Poverty is a social phenomenon wherein a section of society is unable to fulfill even its basic necessities of life. The UN Human Rights Council has defined poverty as “a human condition characterized by the sustained or chronic deprivation of the resources, capabilities, choices, security and power necessary for the enjoyment of an adequate standard of living and other civil, cultural, economic, political and social rights”.

Methodology of Assessing Poverty In India:

  • The poverty line defines a threshold income. Households earning below this threshold are considered poor.
  • Different countries have different methods of defining the threshold income depending on local socio-economic needs.
  • One of the earliest estimates of poverty was done by Dadabhai Naoroji in his book, ‘Poverty and the Un-British Rule in India’.
  • He formulated a poverty line ranging from Rs 16 to Rs 35 per capita per year, based on 1867-68 prices. The poverty line proposed by him was based on the cost of a subsistence diet consisting of rice or flour, dhal, mutton, vegetables, ghee, vegetable oil and salt.
  • Officially, the erstwhile Planning Commission was the nodal agency in the Government of India for estimation of poverty.
  • These estimates are based on the recommendations of the committees appointed by it.
  • India used to define the poverty line based on a method defined by a task force (Alagh Committee) in 1979. It was based on expenditure for buying food worth 2,400 calories in rural areas, and 2,100 calories in urban areas.
  • Later Lakdawala Formula included the calorific limits of Alagh committee and it also included health and education components. It considered the total amount of money needed per person in a house to meet his calorie intake.
  • In 2011, the Suresh Tendulkar Committee defined the poverty line on the basis of monthly spending on food, education, health, electricity and transport.
  • According to this estimate, a person who spends Rs. 27.2 in rural areas and Rs. 33.3 in urban areas a day are defined as living below the poverty line. For a family of five that spends less than Rs. 4,080 and Rs. 5,000 in rural and urban areas respectively is considered below the poverty line.
  • This has been criticised for fixing the poverty line too low.
  • According to a committee headed by former Reserve Bank governor C Rangarajan, there were 363 million people, or 29.5% of India’s 1.2 billion people, who lived in poverty in 2011-12.
  • The Rangarajan panel considered people living on less than Rs. 32 a day in rural areas and Rs. 47 a day in urban areas as poor.
  • The government may soon come out with a new definition of poverty, with the Niti Aayog likely to set up a panel of experts to formulate a new poverty line.
  • The new line, which will be different from the existing Tendulkar line and Rangarajan line, will also be based on the latest consumption expenditure survey.

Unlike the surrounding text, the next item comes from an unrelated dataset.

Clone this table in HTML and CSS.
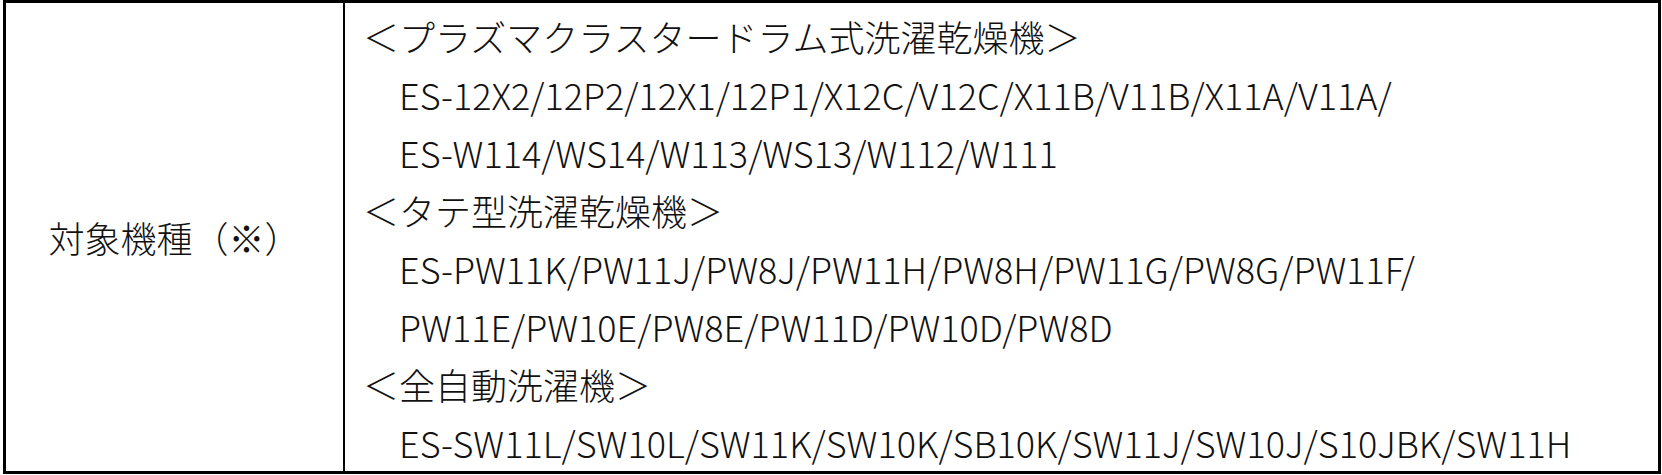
FILE: index.html
```html
<!DOCTYPE html>
<html lang="ja">
<head>
<meta charset="utf-8">
<link rel="stylesheet" href="styles.css">
</head>
<body>
<div class="table">
  <div class="cell label">対象機種（※）</div>
  <div class="cell content">
    <div class="line">＜プラズマクラスタードラム式洗濯乾燥機＞</div>
    <div class="line indent">ES-12X2/12P2/12X1/12P1/X12C/V12C/X11B/V11B/X11A/V11A/</div>
    <div class="line indent">ES-W114/WS14/W113/WS13/W112/W111</div>
    <div class="line">＜タテ型洗濯乾燥機＞</div>
    <div class="line indent">ES-PW11K/PW11J/PW8J/PW11H/PW8H/PW11G/PW8G/PW11F/</div>
    <div class="line indent">PW11E/PW10E/PW8E/PW11D/PW10D/PW8D</div>
    <div class="line">＜全自動洗濯機＞</div>
    <div class="line indent">ES-SW11L/SW10L/SW11K/SW10K/SB10K/SW11J/SW10J/S10JBK/SW11H</div>
  </div>
</div>
</body>
</html>
```
FILE: styles.css
```css
html, body {
  margin: 0;
  padding: 0;
  background: #fff;
}
body {
  font-family: "Noto Sans CJK JP", "Noto Sans", sans-serif;
  font-weight: 300;
  font-size: 36px;
  color: #111;
}
.table {
  margin: 0 1px 0 3px;
  height: 474px;
  box-sizing: border-box;
  border: 3px solid #000;
  display: flex;
}
.cell {
  box-sizing: border-box;
}
.label {
  width: 339px;
  flex: none;
  border-right: 2px solid #000;
  display: flex;
  align-items: center;
  justify-content: center;
  line-height: 58px;
}
.content {
  flex: 1;
  padding: 4px 0 0 18px;
  line-height: 58px;
}
.line {
  white-space: nowrap;
}
.indent {
  padding-left: 1em;
}
```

Challenges for policy framers with respect to poverty in India:

  • Poverty can have two broad categories like absolute poverty and relative poverty.
  • Absolute Poverty is a condition in which people do not even get a minimum income needed to maintain their lives.
  • India has higher prevailing rates of malnutrition, hunger, homelessness, unemployment and hence its absolute poverty also remains high.
  • Relative poverty refers to a comparative perspective where a section of population is relatively deprived compared to another better off section of population.
  • This definition is more broader and includes amenities like a well sanitised pucca house, access to education, healthcare, social security benefits, leisure, comfort etc.
  • The poverty line provides the conceptual rationalization for looking at the poor as a “category” to be taken care of through targeted ameliorative programmes, ignoring structural inequalities and other factors which generate, sustain, and reproduce poverty.
  • Poverty line derived from personal consumption patterns and levels do not take into account items of social consumption such as basic education and health, drinking water supply, sanitation, environmental standards, etc. in terms of normative requirements or effective access.
  • In a country of India’s continental size and diversity, poverty line based on aggregation at all-India level ignores State-specific variations in consumption patterns and/or prices.
  • While poverty is considered as a single dimensional measure, the term Social Exclusion is even more broader and multidimensional. It indicates that a section of population is not able to participate effectively in social life.
  • Inequality refers to the social and economic divide between the rich and poor. In India the inequality between well off sections of the society and the rest of the population is increasing. According to Credit Suisse the richest 1% of population in India owns 53% of its total wealth.
  • In India, there is a regional dimension of poverty as some states like Delhi, Punjab, Haryana, Kerala, Tamil Nadu etc., have significantly reduced their poverty whereas states like Uttar Pradesh, Bihar, Madhya Pradesh, West Bengal etc., have a higher proportion of poor people.
  • At another level there is Rural-Urban disparity as generally the Urban areas have less poverty indices than compared to rural areas because of the availability of jobs in manufacturing, service sector etc.
  • Even informal employment that pays a meagre wage is mostly concentrated in urban areas, also the agricultural sector is not much profitable in rural areas due to crop failures, fragmentation of land holdings etc.

What Should Be Done:

  • It is necessary that the use of poverty line be minimised.
  • Certainly, it gives a broad picture about India’s development process but its use must be for analytical purposes.
  • All major schemes should be designed using specific parameters for better targeting, easier implementation and effective evaluation.
  • The social and caste census can serve as another tool.
  • Government’s focus on investment has to also include social sector apart from physical infrastructure.
  • Well-meaning legislations like NFSA, RTE, MNREGA are being stifled due to lack of timely payment of wages or non-implementation in other cases.
  • Private sector has also a role to play in poverty remediation by going beyond minimum CSR spending.

Government has rightly widened the type of projects (included toilets for schools, slum rehabilitation recently) that can be taken up under CSR. Trickle-down effects having been long discarded in India as early as 1970s, it would be better to learn from the past and focus more on directed poverty alleviation programmes aided by efficient and timely delivery of services.